▶ _RECORDED INFORMATION_:
------------------------
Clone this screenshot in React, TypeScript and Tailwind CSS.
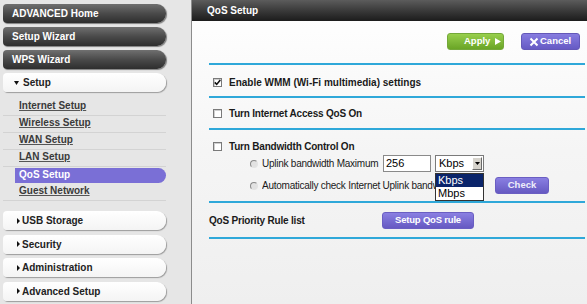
import React from "react";

const subItems = ["Internet Setup", "Wireless Setup", "WAN Setup", "LAN Setup", "QoS Setup", "Guest Network"];

function DarkBtn({ label }: { label: string }) {
  return (
    <div className="h-[19px] w-[163px] flex items-center pl-[9px] rounded-l-[4px] rounded-r-[9px] bg-linear-to-b from-[#707070] via-[#4a4a4a] to-[#2e2e2e] shadow-[1px_1px_1px_rgba(0,0,0,0.45)] text-white font-bold text-[10px]">
      {label}
    </div>
  );
}

function LightBtn({ label, open }: { label: string; open?: boolean }) {
  return (
    <div
      className={
        "h-[19px] w-[163px] flex items-center rounded-l-[4px] rounded-r-[9px] bg-linear-to-b from-white to-[#f4f4f4] shadow-[1px_1px_1px_#9c9c9c] text-[#222] font-bold text-[10px] " +
        (open ? "pl-[11px]" : "pl-[14px]")
      }
    >
      {open ? (
        <svg width="5" height="4" viewBox="0 0 5 4" className="mr-[4px]">
          <path d="M0 0 L5 0 L2.5 4 Z" fill="#111" />
        </svg>
      ) : (
        <svg width="3" height="6" viewBox="0 0 3 6" className="mr-[2px]">
          <path d="M0 0 L3 3 L0 6 Z" fill="#111" />
        </svg>
      )}
      {label}
    </div>
  );
}

function Sidebar() {
  return (
    <div className="w-[191px] shrink-0 pl-[3px] pt-[4px] bg-[#e6e6e6] flex flex-col">
      <div className="flex flex-col gap-[4px]">
        <DarkBtn label="ADVANCED Home" />
        <DarkBtn label="Setup Wizard" />
        <DarkBtn label="WPS Wizard" />
        <LightBtn label="Setup" open />
      </div>
      <div className="mt-[7px] flex flex-col w-[163px]">
        {subItems.map((s) => {
          const active = s === "QoS Setup";
          return (
            <div
              key={s}
              className={"h-[17px] flex items-center border-b " + (active ? "border-transparent" : "border-[#d3d3d3] pl-[16px] pb-[3px]")}
            >
              {active ? (
                <div className="ml-[12px] h-[15px] flex-1 flex items-center pl-[4px] rounded-r-[8px] bg-[#7a6fd6] text-white font-bold text-[10px] leading-none">
                  {s}
                </div>
              ) : (
                <span className="text-[10px] font-bold text-[#3a3a3a] underline underline-offset-[1px] decoration-[#555] leading-none">
                  {s}
                </span>
              )}
            </div>
          );
        })}
      </div>
      <div className="mt-[10px] flex flex-col gap-[4.6px]">
        <LightBtn label="USB Storage" />
        <LightBtn label="Security" />
        <LightBtn label="Administration" />
        <LightBtn label="Advanced Setup" />
      </div>
    </div>
  );
}

function Line() {
  return <div className="h-[2px] bg-[#2fa8d9]" />;
}

function Checkbox({ checked }: { checked?: boolean }) {
  return (
    <div className="w-[9px] h-[9px] shrink-0 border border-[#7a7a7a] bg-white flex items-center justify-center shadow-[inset_1px_1px_0_#cfcfcf]">
      {checked && (
        <svg width="7" height="7" viewBox="0 0 7 7">
          <path d="M0.8 3.4 L2.7 5.4 L6.3 1" fill="none" stroke="#111" strokeWidth="1.6" />
        </svg>
      )}
    </div>
  );
}

function Radio() {
  return (
    <div className="w-[8px] h-[8px] shrink-0 rounded-full border border-t-[#8a8a8a] border-l-[#8a8a8a] border-r-[#e4e4e4] border-b-[#e4e4e4] bg-[#e2e2e2]" />
  );
}

function Content() {
  return (
    <div className="flex-1 border-l border-[#8c8c8c] flex flex-col bg-linear-to-b from-white via-[#f5f5f5] to-[#efefef]">
      <div className="h-[21px] shrink-0 bg-linear-to-b from-[#5c5c5c] to-[#1c1c1c] text-white font-bold text-[10px] pl-[15px] flex items-center">
        QoS Setup
      </div>
      <div className="pl-[17px] pr-[2px]">
        <div className="flex justify-end gap-[17px] pr-[5px] mt-[12px] mb-[13px]">
          <div className="w-[57px] h-[17px] flex items-center pl-[16px] rounded-[3px] border border-[#74a83a] bg-linear-to-b from-[#98cf4c] to-[#6aa526] text-white font-bold text-[9.5px]">
            Apply
            <svg width="6" height="7" viewBox="0 0 6 7" className="ml-[5px]">
              <path d="M0 0 L6 3.5 L0 7 Z" fill="#fff" />
            </svg>
          </div>
          <div className="w-[59px] h-[17px] flex items-center pl-[7px] rounded-[3px] border border-[#6458b8] bg-linear-to-b from-[#877ce0] to-[#665ac4] text-white font-bold text-[9.5px]">
            <svg width="10" height="10" viewBox="0 0 10 10" className="mr-[1px]">
              <path d="M1.5 1.5 L8.5 8.5 M8.5 1.5 L1.5 8.5" stroke="#fff" strokeWidth="2" />
            </svg>
            Cancel
          </div>
        </div>
        <Line />
        <div className="h-[31px] pt-[3px] flex items-center pl-[4px]">
          <Checkbox checked />
          <span className="ml-[7px] text-[10px] font-bold text-[#1a1a1a]">Enable WMM (Wi-Fi multimedia) settings</span>
        </div>
        <Line />
        <div className="h-[30px] flex items-center pl-[4px]">
          <Checkbox />
          <span className="ml-[7px] text-[10px] font-bold text-[#1a1a1a] tracking-[-0.2px]">Turn Internet Access QoS On</span>
        </div>
        <Line />
        <div className="pt-[10px] pb-[7px]">
          <div className="h-[13px] flex items-center pl-[4px]">
            <Checkbox />
            <span className="ml-[7px] text-[10px] font-bold text-[#1a1a1a] tracking-[-0.2px]">Turn Bandwidth Control On</span>
          </div>
          <div className="mt-[2px] h-[17px] flex items-center pl-[41px]">
            <Radio />
            <span className="ml-[4px] w-[121px] text-[10px] text-[#1a1a1a] tracking-[-0.25px] whitespace-nowrap">Uplink bandwidth Maximum</span>
            <div className="w-[48px] h-[17px] border border-[#8a8a8a] bg-white text-[11px] text-black pl-[2px] leading-[15px]">256</div>
            <div className="relative ml-[4px] w-[49px] h-[17px] border border-[#7a7a7a] bg-white flex items-center">
              <span className="pl-[3px] text-[11px] text-black flex-1">Kbps</span>
              <div className="w-[10px] h-[13px] mr-[1px] bg-[#d6d3cc] border border-t-white border-l-white border-r-[#6a6a6a] border-b-[#6a6a6a] flex items-center justify-center">
                <svg width="5" height="3" viewBox="0 0 5 3">
                  <path d="M0 0 L5 0 L2.5 3 Z" fill="#000" />
                </svg>
              </div>
              <div className="absolute z-10 left-[-1px] top-[17px] w-[49px] border border-[#333] bg-white text-[11px]">
                <div className="h-[13px] leading-[13px] pl-[2px] bg-[#0a246a] text-white">Kbps</div>
                <div className="h-[13px] leading-[13px] pl-[2px] text-black">Mbps</div>
              </div>
            </div>
          </div>
          <div className="mt-[5px] h-[17px] flex items-center pl-[41px]">
            <Radio />
            <span className="ml-[4px] w-[173px] overflow-hidden text-[10px] text-[#1a1a1a] tracking-[-0.25px] whitespace-nowrap">
              Automatically check Internet Uplink bandwidth
            </span>
            <div className="ml-[60px] w-[54px] h-[17px] flex items-center justify-center rounded-[3px] border border-[#6a5ec2] bg-linear-to-b from-[#8a7fe2] to-[#6659c2] text-[#eeeefa] font-bold text-[9.5px]">
              Check
            </div>
          </div>
        </div>
        <Line />
        <div className="h-[34px] flex items-center">
          <span className="w-[173px] text-[10px] font-bold text-[#1a1a1a] tracking-[-0.2px]">QoS Priority Rule list</span>
          <div className="w-[92px] h-[17px] flex items-center justify-center rounded-[3px] border border-[#6a5ec2] bg-linear-to-b from-[#8a7fe2] to-[#6659c2] text-white font-bold text-[9.5px] tracking-[-0.2px]">
            Setup QoS rule
          </div>
        </div>
        <Line />
      </div>
    </div>
  );
}

export default function App() {
  return (
    <div className="w-[587px] h-[304px] overflow-hidden flex [font-family:'Liberation_Sans',Arial,sans-serif]">
      <Sidebar />
      <Content />
    </div>
  );
}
------------------------
▶ _EXERCISE GOAL_: Pick out the lines that have the word "React". Copy them all.

▶ _RESPONSE TO THIS EXERCISE_:
Clone this screenshot in React, TypeScript and Tailwind CSS.
import React from "react";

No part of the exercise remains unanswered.